THE REQUEST: Transcribe the material verbatim in full; the pictures do not belong in the copy.

DATASET EXTRACT:
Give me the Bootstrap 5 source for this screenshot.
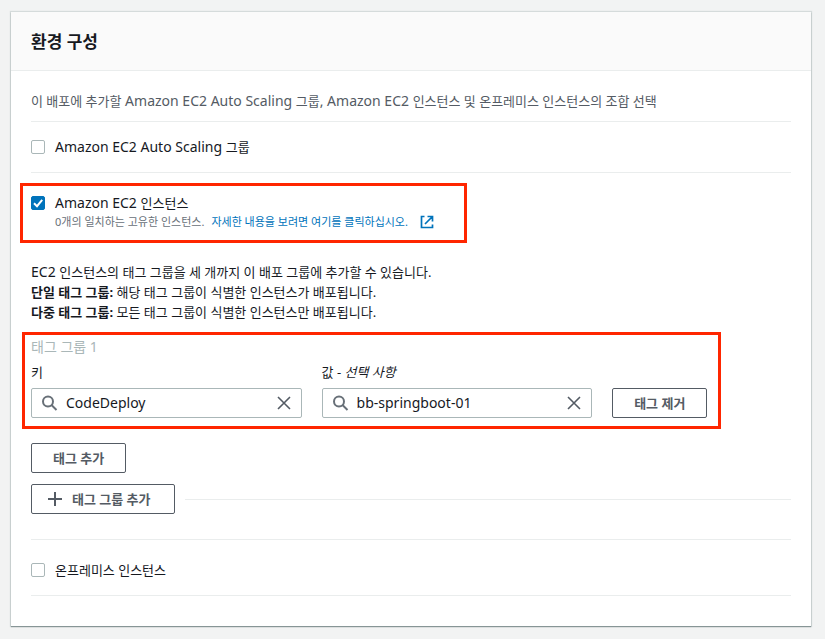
<!DOCTYPE html>
<html lang="ko">
<head>
<meta charset="utf-8">
<meta name="viewport" content="width=device-width, initial-scale=1">
<title>환경 구성</title>
<link href="https://cdn.jsdelivr.net/npm/bootstrap@5.3.0/dist/css/bootstrap.min.css" rel="stylesheet">
<style>
body{background:#f2f3f3;color:#16191f;font:14px/20px "Noto Sans","Noto Sans CJK KR",sans-serif}
.ko{font-size:13px}
.panel{margin:12px 14px 12px 11px;border:0;border-radius:0;background:#fff;box-shadow:0 1px 1px #879596,0 0 1px 1px #d5dbdb}
.panel-head{background:#fafafa;border-bottom:1px solid #eaeded;padding:19px 20px 17px}
.panel-head h1{font-size:17px;line-height:22px;font-weight:700;margin:0}
.panel-main{padding:20px 20px 30px}
.rule{border-top:1px solid #eaeded}
.intro{color:#545b64;padding-bottom:10px}
.choice{padding:15px 0}
.choice-last{padding:20px 0 15px}
.form-check-input.tick{width:14px;height:14px;margin:0;border:1px solid #aab7b8;border-radius:2px;flex:none}
.form-check-input.tick:checked{background-color:#0073bb;border-color:#0073bb;background-size:14px;background-image:url("data:image/svg+xml,%3csvg xmlns='http://www.w3.org/2000/svg' viewBox='0 0 14 14'%3e%3cpath d='M3 7.3 6 10.2 11.2 3.8' fill='none' stroke='%23fff' stroke-width='2'/%3e%3c/svg%3e")}
.tick-line{gap:10px}
.hint{font-size:11px;line-height:16px;color:#687078;padding:1px 0 0 24px;gap:7px}
.hint a{color:#0073bb;text-decoration:none;gap:12px}
.marked{position:relative}
.marked::after{content:"";position:absolute;border:3px solid #ff2600;pointer-events:none}
.mark-choice{width:fit-content}
.mark-choice::after{inset:-10px -33px -13px -11px}
.mark-group::after{inset:-5px -14px -11px -9px}
.notes{padding-top:32px;padding-bottom:15px}
.group-name{font-size:14px;color:#aab7b8;margin:0;font-weight:400;line-height:20px;grid-column:1/-1}
.tag-grid{width:89%;display:grid;grid-template-columns:1fr 1fr auto;gap:5px 20px;align-items:end}
.field label{display:block;margin-bottom:6px;line-height:20px}
.search{border:1px solid #aab7b8;border-radius:2px;height:30px;padding:0 10px}
.search input{border:0;outline:0;flex:1;min-width:0;padding:0;margin:0 9px 0 8px;color:#16191f;background:none;font-size:14px}
.search button{border:0;background:none;padding:0;display:flex}
.act{border:1px solid #545b64;border-radius:2px;color:#545b64;font-weight:700;font-size:13px;line-height:20px;padding:4px 21px;background:#fff}
.act-wide{padding:4px 23px 4px 16px;gap:10px}
.add-tag{padding:25px 0 11px}
.add-group{padding-bottom:25px;gap:10px}
svg{flex:none}
</style>
<script src="https://cdn.jsdelivr.net/npm/bootstrap@5.3.0/dist/js/bootstrap.bundle.min.js"></script>
</head>
<body>
<main class="card panel">
  <header class="panel-head"><h1>환경 구성</h1></header>
  <div class="panel-main">
    <p class="intro mb-0"><span class="ko">이 배포에 추가할</span> Amazon EC2 Auto Scaling <span class="ko">그룹</span>, Amazon EC2 <span class="ko">인스턴스 및 온프레미스 인스턴스의 조합 선택</span></p>
    <div class="rule choice d-flex align-items-center tick-line">
      <input class="form-check-input tick" type="checkbox" id="asg"><label for="asg">Amazon EC2 Auto Scaling <span class="ko">그룹</span></label>
    </div>
    <div class="rule pt-3">
      <div class="marked mark-choice mt-1">
        <div class="d-flex align-items-center tick-line">
          <input class="form-check-input tick" type="checkbox" id="ec2" checked><label for="ec2">Amazon EC2 <span class="ko">인스턴스</span></label>
        </div>
        <div class="hint d-flex align-items-center"><span>0개의 일치하는 고유한 인스턴스.</span><a href="#" class="d-flex align-items-center">자세한 내용을 보려면 여기를 클릭하십시오.
          <svg width="14" height="14" viewBox="0 0 14 14" fill="none" stroke="#0073bb" stroke-width="1.700" aria-hidden="true"><path d="M4.500 1.500h-3v11h11v-3M7.500 1.500h5v5M12.500 1.500 5 9"/></svg></a></div>
      </div>
    </div>
    <div class="notes">
      <div>EC2 <span class="ko">인스턴스의 태그 그룹을 세 개까지 이 배포 그룹에 추가할 수 있습니다.</span></div>
      <div class="ko"><strong>단일 태그 그룹:</strong> 해당 태그 그룹이 식별한 인스턴스가 배포됩니다.</div>
      <div class="ko"><strong>다중 태그 그룹:</strong> 모든 태그 그룹이 식별한 인스턴스만 배포됩니다.</div>
    </div>
    <section class="tag-grid marked mark-group">
      <h2 class="group-name">태그 그룹 1</h2>
      <div class="field">
        <label for="key" class="ko">키</label>
        <div class="search d-flex align-items-center">
          <svg width="16" height="16" viewBox="0 0 16 16" fill="none" stroke="#687078" stroke-width="2" aria-hidden="true"><circle cx="6" cy="6.500" r="5"/><path d="m9.500 10 5 5"/></svg>
          <input id="key" type="text" value="CodeDeploy">
          <button type="button" aria-label="키 지우기"><svg width="14" height="14" viewBox="0 0 14 14" stroke="#545b64" stroke-width="1.600" aria-hidden="true"><path d="m1 1 12 12M13 1 1 13"/></svg></button>
        </div>
      </div>
      <div class="field">
        <label for="val" class="ko">값 - <em>선택 사항</em></label>
        <div class="search d-flex align-items-center">
          <svg width="16" height="16" viewBox="0 0 16 16" fill="none" stroke="#687078" stroke-width="2" aria-hidden="true"><circle cx="6" cy="6.500" r="5"/><path d="m9.500 10 5 5"/></svg>
          <input id="val" type="text" value="bb-springboot-01">
          <button type="button" aria-label="값 지우기"><svg width="14" height="14" viewBox="0 0 14 14" stroke="#545b64" stroke-width="1.600" aria-hidden="true"><path d="m1 1 12 12M13 1 1 13"/></svg></button>
        </div>
      </div>
      <button type="button" class="act">태그 제거</button>
    </section>
    <div class="add-tag"><button type="button" class="act d-block">태그 추가</button></div>
    <div class="add-group d-flex align-items-center">
      <button type="button" class="act act-wide d-flex align-items-center"><svg width="14" height="14" viewBox="0 0 14 14" stroke="#545b64" stroke-width="2" aria-hidden="true"><path d="M7 0v14M0 7h14"/></svg>태그 그룹 추가</button>
      <div class="rule flex-grow-1"></div>
    </div>
    <div class="rule choice-last d-flex align-items-center tick-line">
      <input class="form-check-input tick" type="checkbox" id="onprem"><label for="onprem" class="ko">온프레미스 인스턴스</label>
    </div>
    <div class="rule"></div>
  </div>
</main>
</body>
</html>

REPLY:
Give me the Bootstrap 5 source for this screenshot.
<!DOCTYPE html>
<html lang="ko">
<head>
<meta charset="utf-8">
<meta name="viewport" content="width=device-width, initial-scale=1">
<title>환경 구성</title>
<link href="https://cdn.jsdelivr.net/npm/bootstrap@5.3.0/dist/css/bootstrap.min.css" rel="stylesheet">
<style>
body{background:#f2f3f3;color:#16191f;font:14px/20px "Noto Sans","Noto Sans CJK KR",sans-serif}
.ko{font-size:13px}
.panel{margin:12px 14px 12px 11px;border:0;border-radius:0;background:#fff;box-shadow:0 1px 1px #879596,0 0 1px 1px #d5dbdb}
.panel-head{background:#fafafa;border-bottom:1px solid #eaeded;padding:19px 20px 17px}
.panel-head h1{font-size:17px;line-height:22px;font-weight:700;margin:0}
.panel-main{padding:20px 20px 30px}
.rule{border-top:1px solid #eaeded}
.intro{color:#545b64;padding-bottom:10px}
.choice{padding:15px 0}
.choice-last{padding:20px 0 15px}
.form-check-input.tick{width:14px;height:14px;margin:0;border:1px solid #aab7b8;border-radius:2px;flex:none}
.form-check-input.tick:checked{background-color:#0073bb;border-color:#0073bb;background-size:14px;background-image:url("data:image/svg+xml,%3csvg xmlns='http://www.w3.org/2000/svg' viewBox='0 0 14 14'%3e%3cpath d='M3 7.3 6 10.2 11.2 3.8' fill='none' stroke='%23fff' stroke-width='2'/%3e%3c/svg%3e")}
.tick-line{gap:10px}
.hint{font-size:11px;line-height:16px;color:#687078;padding:1px 0 0 24px;gap:7px}
.hint a{color:#0073bb;text-decoration:none;gap:12px}
.marked{position:relative}
.marked::after{content:"";position:absolute;border:3px solid #ff2600;pointer-events:none}
.mark-choice{width:fit-content}
.mark-choice::after{inset:-10px -33px -13px -11px}
.mark-group::after{inset:-5px -14px -11px -9px}
.notes{padding-top:32px;padding-bottom:15px}
.group-name{font-size:14px;color:#aab7b8;margin:0;font-weight:400;line-height:20px;grid-column:1/-1}
.tag-grid{width:89%;display:grid;grid-template-columns:1fr 1fr auto;gap:5px 20px;align-items:end}
.field label{display:block;margin-bottom:6px;line-height:20px}
.search{border:1px solid #aab7b8;border-radius:2px;height:30px;padding:0 10px}
.search input{border:0;outline:0;flex:1;min-width:0;padding:0;margin:0 9px 0 8px;color:#16191f;background:none;font-size:14px}
.search button{border:0;background:none;padding:0;display:flex}
.act{border:1px solid #545b64;border-radius:2px;color:#545b64;font-weight:700;font-size:13px;line-height:20px;padding:4px 21px;background:#fff}
.act-wide{padding:4px 23px 4px 16px;gap:10px}
.add-tag{padding:25px 0 11px}
.add-group{padding-bottom:25px;gap:10px}
svg{flex:none}
</style>
<script src="https://cdn.jsdelivr.net/npm/bootstrap@5.3.0/dist/js/bootstrap.bundle.min.js"></script>
</head>
<body>
<main class="card panel">
  <header class="panel-head"><h1>환경 구성</h1></header>
  <div class="panel-main">
    <p class="intro mb-0"><span class="ko">이 배포에 추가할</span> Amazon EC2 Auto Scaling <span class="ko">그룹</span>, Amazon EC2 <span class="ko">인스턴스 및 온프레미스 인스턴스의 조합 선택</span></p>
    <div class="rule choice d-flex align-items-center tick-line">
      <input class="form-check-input tick" type="checkbox" id="asg"><label for="asg">Amazon EC2 Auto Scaling <span class="ko">그룹</span></label>
    </div>
    <div class="rule pt-3">
      <div class="marked mark-choice mt-1">
        <div class="d-flex align-items-center tick-line">
          <input class="form-check-input tick" type="checkbox" id="ec2" checked><label for="ec2">Amazon EC2 <span class="ko">인스턴스</span></label>
        </div>
        <div class="hint d-flex align-items-center"><span>0개의 일치하는 고유한 인스턴스.</span><a href="#" class="d-flex align-items-center">자세한 내용을 보려면 여기를 클릭하십시오.
          <svg width="14" height="14" viewBox="0 0 14 14" fill="none" stroke="#0073bb" stroke-width="1.700" aria-hidden="true"><path d="M4.500 1.500h-3v11h11v-3M7.500 1.500h5v5M12.500 1.500 5 9"/></svg></a></div>
      </div>
    </div>
    <div class="notes">
      <div>EC2 <span class="ko">인스턴스의 태그 그룹을 세 개까지 이 배포 그룹에 추가할 수 있습니다.</span></div>
      <div class="ko"><strong>단일 태그 그룹:</strong> 해당 태그 그룹이 식별한 인스턴스가 배포됩니다.</div>
      <div class="ko"><strong>다중 태그 그룹:</strong> 모든 태그 그룹이 식별한 인스턴스만 배포됩니다.</div>
    </div>
    <section class="tag-grid marked mark-group">
      <h2 class="group-name">태그 그룹 1</h2>
      <div class="field">
        <label for="key" class="ko">키</label>
        <div class="search d-flex align-items-center">
          <svg width="16" height="16" viewBox="0 0 16 16" fill="none" stroke="#687078" stroke-width="2" aria-hidden="true"><circle cx="6" cy="6.500" r="5"/><path d="m9.500 10 5 5"/></svg>
          <input id="key" type="text" value="CodeDeploy">
          <button type="button" aria-label="키 지우기"><svg width="14" height="14" viewBox="0 0 14 14" stroke="#545b64" stroke-width="1.600" aria-hidden="true"><path d="m1 1 12 12M13 1 1 13"/></svg></button>
        </div>
      </div>
      <div class="field">
        <label for="val" class="ko">값 - <em>선택 사항</em></label>
        <div class="search d-flex align-items-center">
          <svg width="16" height="16" viewBox="0 0 16 16" fill="none" stroke="#687078" stroke-width="2" aria-hidden="true"><circle cx="6" cy="6.500" r="5"/><path d="m9.500 10 5 5"/></svg>
          <input id="val" type="text" value="bb-springboot-01">
          <button type="button" aria-label="값 지우기"><svg width="14" height="14" viewBox="0 0 14 14" stroke="#545b64" stroke-width="1.600" aria-hidden="true"><path d="m1 1 12 12M13 1 1 13"/></svg></button>
        </div>
      </div>
      <button type="button" class="act">태그 제거</button>
    </section>
    <div class="add-tag"><button type="button" class="act d-block">태그 추가</button></div>
    <div class="add-group d-flex align-items-center">
      <button type="button" class="act act-wide d-flex align-items-center"><svg width="14" height="14" viewBox="0 0 14 14" stroke="#545b64" stroke-width="2" aria-hidden="true"><path d="M7 0v14M0 7h14"/></svg>태그 그룹 추가</button>
      <div class="rule flex-grow-1"></div>
    </div>
    <div class="rule choice-last d-flex align-items-center tick-line">
      <input class="form-check-input tick" type="checkbox" id="onprem"><label for="onprem" class="ko">온프레미스 인스턴스</label>
    </div>
    <div class="rule"></div>
  </div>
</main>
</body>
</html>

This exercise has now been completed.